# What the task asks
Print the listing in its entirety and exactly, leaving out images.
● ● ● ● ●
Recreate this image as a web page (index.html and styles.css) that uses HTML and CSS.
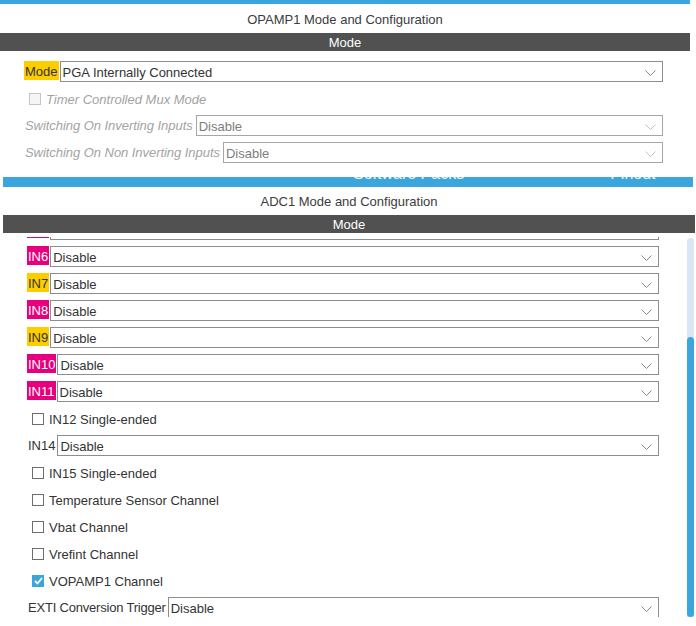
FILE: index.html
```html
<!doctype html>
<html>
  <head>
    <title>OPAMP1 / ADC1 Mode and Configuration</title>
    <link rel="stylesheet" href="styles.css">
  </head>
  <body>
    <div class="panel panel-opamp">
      <div class="window-bar"></div>
      <div class="panel-title">OPAMP1 Mode and Configuration</div>
      <div class="section-bar">Mode</div>
      <div class="form form-opamp">
        <div class="row">
          <span class="tag tag-yellow">Mode</span>
          <div class="select">
            <span class="value">PGA Internally Connected</span>
            <svg class="chevron" width="11" height="6" viewBox="0 0 11 6"><polyline points="0.5,0.5 5.5,5.5 10.5,0.5"/></svg>
          </div>
        </div>
        <div class="row disabled">
          <span class="check"></span>
          <span class="check-label">Timer Controlled Mux Mode</span>
        </div>
        <div class="row disabled">
          <span class="tag">Switching On Inverting Inputs</span>
          <div class="select">
            <span class="value">Disable</span>
            <svg class="chevron" width="11" height="6" viewBox="0 0 11 6"><polyline points="0.5,0.5 5.5,5.5 10.5,0.5"/></svg>
          </div>
        </div>
        <div class="row disabled">
          <span class="tag">Switching On Non Inverting Inputs</span>
          <div class="select">
            <span class="value">Disable</span>
            <svg class="chevron" width="11" height="6" viewBox="0 0 11 6"><polyline points="0.5,0.5 5.5,5.5 10.5,0.5"/></svg>
          </div>
        </div>
      </div>
    </div>

    <div class="panel panel-adc">
      <div class="window-bar tab-strip">
        <div class="tabs">
          <span class="tab-software">Software Packs</span>
          <span class="tab-pinout">Pinout</span>
        </div>
      </div>
      <div class="panel-title">ADC1 Mode and Configuration</div>
      <div class="section-bar">Mode</div>
      <div class="scroll-area">
        <div class="form form-adc" id="adc-form"></div>
        <div class="scrollbar"><div class="thumb"></div></div>
      </div>
    </div>

    <script src="app.js"></script>
  </body>
</html>
```

FILE: styles.css
```css
* {
  box-sizing: border-box;
  margin: 0;
  padding: 0;
}

html,
body {
  height: 100%;
  overflow: hidden;
}

body {
  font-family: 'Liberation Sans', Arial, Helvetica, sans-serif;
  font-size: 13px;
  color: #333;
  background: #fff;
}

.panel {
  display: flex;
  flex-direction: column;
  background: #fff;
}
.panel-opamp {
  width: 690px;
}
.panel-adc {
  width: 692px;
  margin-left: 3px;
}

.window-bar {
  height: 4px;
  background: #3ba6dd;
}
.tab-strip {
  height: 10px;
  margin-right: 2px;
  overflow: hidden;
}
.tabs {
  display: flex;
  margin-top: -11px;
  padding-left: 350px;
  font-size: 16px;
  line-height: 16px;
  color: #f2f8fc;
}
.tab-pinout {
  margin-left: 146px;
}

.panel-title {
  height: 29px;
  padding-top: 1px;
  line-height: 29px;
  text-align: center;
  color: #3c3c3c;
}
.panel-adc .panel-title {
  height: 28px;
  line-height: 28px;
}

.section-bar {
  height: 18px;
  padding-top: 1px;
  line-height: 18px;
  text-align: center;
  background: #505150;
  color: #fff;
}

.form {
  display: flex;
  flex-direction: column;
}
.form-opamp {
  padding: 7px 27px 11px 24px;
}
.form-adc {
  flex: 1;
  margin-top: -21px;
  padding: 0 28px 0 24px;
}

.row {
  display: flex;
  align-items: center;
  height: 27px;
  flex-shrink: 0;
}

.tag {
  align-self: flex-start;
  margin-top: 3px;
  height: 19px;
  padding: 1px 1px 0;
  line-height: 19px;
  margin-right: 1px;
  white-space: nowrap;
}
.tag-yellow {
  background: #fdcd00;
}
.tag-pink {
  background: #e6007e;
  color: #fff;
}

.select {
  flex: 1;
  display: flex;
  align-items: center;
  justify-content: space-between;
  height: 21px;
  border: 1px solid #8d8d8d;
  padding: 2px 6px 0 2px;
  background: #fff;
}
.chevron {
  fill: none;
  stroke: #8a8a8a;
  stroke-width: 1;
}

.check {
  width: 12px;
  height: 12px;
  margin-left: 5px;
  margin-right: 5px;
  border: 1px solid #6e6e6e;
  background: #fff;
  flex-shrink: 0;
}
.check.checked {
  border-color: #3ba6dd;
  background: #3ba6dd;
  display: flex;
  align-items: center;
  justify-content: center;
}
.check svg {
  fill: none;
  stroke: #fff;
  stroke-width: 1.8;
}
.check-label {
  padding-top: 2px;
}

.disabled .tag,
.disabled .check-label {
  font-style: italic;
  color: #a3a3a3;
}
.disabled .check {
  border-color: #c4c4c4;
  background: #f5f5f5;
}
.disabled .select {
  border-color: #a6a6a6;
  color: #7d7d7d;
}
.disabled .chevron {
  stroke: #c0c0c0;
}
.disabled .tag {
  margin-right: 2px;
  letter-spacing: -0.05px;
}
.tight {
  letter-spacing: -0.2px;
}

/* list viewport sits 4px below the section bar */
.scroll-area {
  display: flex;
  height: 380px;
  margin-top: 4px;
  overflow: hidden;
}

.scrollbar {
  width: 7px;
  margin: 1px 1px 0 0;
  background: #d7e7f5;
  border-radius: 3px 3px 0 0;
  display: flex;
  flex-direction: column;
  justify-content: flex-end;
}
.thumb {
  height: 280px;
  background: #3ba6dd;
  border-radius: 4px;
}
```

FILE: app.js
```javascript
// ADC1 channel list, already scrolled a little (first row is cut off)
const rows = [
  { type: 'select', label: 'IN5', tag: 'pink' },
  { type: 'select', label: 'IN6', tag: 'pink' },
  { type: 'select', label: 'IN7', tag: 'yellow' },
  { type: 'select', label: 'IN8', tag: 'pink' },
  { type: 'select', label: 'IN9', tag: 'yellow' },
  { type: 'select', label: 'IN10', tag: 'pink' },
  { type: 'select', label: 'IN11', tag: 'pink' },
  { type: 'check', label: 'IN12 Single-ended' },
  { type: 'select', label: 'IN14' },
  { type: 'check', label: 'IN15 Single-ended' },
  { type: 'check', label: 'Temperature Sensor Channel' },
  { type: 'check', label: 'Vbat Channel' },
  { type: 'check', label: 'Vrefint Channel' },
  { type: 'check', label: 'VOPAMP1 Channel', checked: true },
  { type: 'select', label: 'EXTI Conversion Trigger', tight: true }
];

const chevron =
  '<svg class="chevron" width="11" height="6" viewBox="0 0 11 6"><polyline points="0.5,0.5 5.5,5.5 10.5,0.5"/></svg>';
const tick =
  '<svg width="9" height="8" viewBox="0 0 9 8"><polyline points="1,4 3.5,6.5 8,1"/></svg>';

function buildRow(row) {
  const el = document.createElement('div');
  el.className = 'row';
  if (row.type === 'check') {
    el.innerHTML =
      '<span class="check' + (row.checked ? ' checked' : '') + '">' +
      (row.checked ? tick : '') + '</span>' +
      '<span class="check-label">' + row.label + '</span>';
  } else {
    let tagClass = row.tag ? 'tag tag-' + row.tag : 'tag';
    if (row.tight) tagClass += ' tight';
    el.innerHTML =
      '<span class="' + tagClass + '">' + row.label + '</span>' +
      '<div class="select"><span class="value">Disable</span>' + chevron + '</div>';
  }
  return el;
}

const form = document.getElementById('adc-form');
rows.forEach(row => form.appendChild(buildRow(row)));
```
● ● ● ● ●
# Output of the task
Recreate this image as a web page (index.html and styles.css) that uses HTML and CSS.
FILE: index.html
```html
<!doctype html>
<html>
  <head>
    <title>OPAMP1 / ADC1 Mode and Configuration</title>
    <link rel="stylesheet" href="styles.css">
  </head>
  <body>
    <div class="panel panel-opamp">
      <div class="window-bar"></div>
      <div class="panel-title">OPAMP1 Mode and Configuration</div>
      <div class="section-bar">Mode</div>
      <div class="form form-opamp">
        <div class="row">
          <span class="tag tag-yellow">Mode</span>
          <div class="select">
            <span class="value">PGA Internally Connected</span>
            <svg class="chevron" width="11" height="6" viewBox="0 0 11 6"><polyline points="0.5,0.5 5.5,5.5 10.5,0.5"/></svg>
          </div>
        </div>
        <div class="row disabled">
          <span class="check"></span>
          <span class="check-label">Timer Controlled Mux Mode</span>
        </div>
        <div class="row disabled">
          <span class="tag">Switching On Inverting Inputs</span>
          <div class="select">
            <span class="value">Disable</span>
            <svg class="chevron" width="11" height="6" viewBox="0 0 11 6"><polyline points="0.5,0.5 5.5,5.5 10.5,0.5"/></svg>
          </div>
        </div>
        <div class="row disabled">
          <span class="tag">Switching On Non Inverting Inputs</span>
          <div class="select">
            <span class="value">Disable</span>
            <svg class="chevron" width="11" height="6" viewBox="0 0 11 6"><polyline points="0.5,0.5 5.5,5.5 10.5,0.5"/></svg>
          </div>
        </div>
      </div>
    </div>

    <div class="panel panel-adc">
      <div class="window-bar tab-strip">
        <div class="tabs">
          <span class="tab-software">Software Packs</span>
          <span class="tab-pinout">Pinout</span>
        </div>
      </div>
      <div class="panel-title">ADC1 Mode and Configuration</div>
      <div class="section-bar">Mode</div>
      <div class="scroll-area">
        <div class="form form-adc" id="adc-form"></div>
        <div class="scrollbar"><div class="thumb"></div></div>
      </div>
    </div>

    <script src="app.js"></script>
  </body>
</html>
```

FILE: styles.css
```css
* {
  box-sizing: border-box;
  margin: 0;
  padding: 0;
}

html,
body {
  height: 100%;
  overflow: hidden;
}

body {
  font-family: 'Liberation Sans', Arial, Helvetica, sans-serif;
  font-size: 13px;
  color: #333;
  background: #fff;
}

.panel {
  display: flex;
  flex-direction: column;
  background: #fff;
}
.panel-opamp {
  width: 690px;
}
.panel-adc {
  width: 692px;
  margin-left: 3px;
}

.window-bar {
  height: 4px;
  background: #3ba6dd;
}
.tab-strip {
  height: 10px;
  margin-right: 2px;
  overflow: hidden;
}
.tabs {
  display: flex;
  margin-top: -11px;
  padding-left: 350px;
  font-size: 16px;
  line-height: 16px;
  color: #f2f8fc;
}
.tab-pinout {
  margin-left: 146px;
}

.panel-title {
  height: 29px;
  padding-top: 1px;
  line-height: 29px;
  text-align: center;
  color: #3c3c3c;
}
.panel-adc .panel-title {
  height: 28px;
  line-height: 28px;
}

.section-bar {
  height: 18px;
  padding-top: 1px;
  line-height: 18px;
  text-align: center;
  background: #505150;
  color: #fff;
}

.form {
  display: flex;
  flex-direction: column;
}
.form-opamp {
  padding: 7px 27px 11px 24px;
}
.form-adc {
  flex: 1;
  margin-top: -21px;
  padding: 0 28px 0 24px;
}

.row {
  display: flex;
  align-items: center;
  height: 27px;
  flex-shrink: 0;
}

.tag {
  align-self: flex-start;
  margin-top: 3px;
  height: 19px;
  padding: 1px 1px 0;
  line-height: 19px;
  margin-right: 1px;
  white-space: nowrap;
}
.tag-yellow {
  background: #fdcd00;
}
.tag-pink {
  background: #e6007e;
  color: #fff;
}

.select {
  flex: 1;
  display: flex;
  align-items: center;
  justify-content: space-between;
  height: 21px;
  border: 1px solid #8d8d8d;
  padding: 2px 6px 0 2px;
  background: #fff;
}
.chevron {
  fill: none;
  stroke: #8a8a8a;
  stroke-width: 1;
}

.check {
  width: 12px;
  height: 12px;
  margin-left: 5px;
  margin-right: 5px;
  border: 1px solid #6e6e6e;
  background: #fff;
  flex-shrink: 0;
}
.check.checked {
  border-color: #3ba6dd;
  background: #3ba6dd;
  display: flex;
  align-items: center;
  justify-content: center;
}
.check svg {
  fill: none;
  stroke: #fff;
  stroke-width: 1.8;
}
.check-label {
  padding-top: 2px;
}

.disabled .tag,
.disabled .check-label {
  font-style: italic;
  color: #a3a3a3;
}
.disabled .check {
  border-color: #c4c4c4;
  background: #f5f5f5;
}
.disabled .select {
  border-color: #a6a6a6;
  color: #7d7d7d;
}
.disabled .chevron {
  stroke: #c0c0c0;
}
.disabled .tag {
  margin-right: 2px;
  letter-spacing: -0.05px;
}
.tight {
  letter-spacing: -0.2px;
}

/* list viewport sits 4px below the section bar */
.scroll-area {
  display: flex;
  height: 380px;
  margin-top: 4px;
  overflow: hidden;
}

.scrollbar {
  width: 7px;
  margin: 1px 1px 0 0;
  background: #d7e7f5;
  border-radius: 3px 3px 0 0;
  display: flex;
  flex-direction: column;
  justify-content: flex-end;
}
.thumb {
  height: 280px;
  background: #3ba6dd;
  border-radius: 4px;
}
```

FILE: app.js
```javascript
// ADC1 channel list, already scrolled a little (first row is cut off)
const rows = [
  { type: 'select', label: 'IN5', tag: 'pink' },
  { type: 'select', label: 'IN6', tag: 'pink' },
  { type: 'select', label: 'IN7', tag: 'yellow' },
  { type: 'select', label: 'IN8', tag: 'pink' },
  { type: 'select', label: 'IN9', tag: 'yellow' },
  { type: 'select', label: 'IN10', tag: 'pink' },
  { type: 'select', label: 'IN11', tag: 'pink' },
  { type: 'check', label: 'IN12 Single-ended' },
  { type: 'select', label: 'IN14' },
  { type: 'check', label: 'IN15 Single-ended' },
  { type: 'check', label: 'Temperature Sensor Channel' },
  { type: 'check', label: 'Vbat Channel' },
  { type: 'check', label: 'Vrefint Channel' },
  { type: 'check', label: 'VOPAMP1 Channel', checked: true },
  { type: 'select', label: 'EXTI Conversion Trigger', tight: true }
];

const chevron =
  '<svg class="chevron" width="11" height="6" viewBox="0 0 11 6"><polyline points="0.5,0.5 5.5,5.5 10.5,0.5"/></svg>';
const tick =
  '<svg width="9" height="8" viewBox="0 0 9 8"><polyline points="1,4 3.5,6.5 8,1"/></svg>';

function buildRow(row) {
  const el = document.createElement('div');
  el.className = 'row';
  if (row.type === 'check') {
    el.innerHTML =
      '<span class="check' + (row.checked ? ' checked' : '') + '">' +
      (row.checked ? tick : '') + '</span>' +
      '<span class="check-label">' + row.label + '</span>';
  } else {
    let tagClass = row.tag ? 'tag tag-' + row.tag : 'tag';
    if (row.tight) tagClass += ' tight';
    el.innerHTML =
      '<span class="' + tagClass + '">' + row.label + '</span>' +
      '<div class="select"><span class="value">Disable</span>' + chevron + '</div>';
  }
  return el;
}

const form = document.getElementById('adc-form');
rows.forEach(row => form.appendChild(buildRow(row)));
```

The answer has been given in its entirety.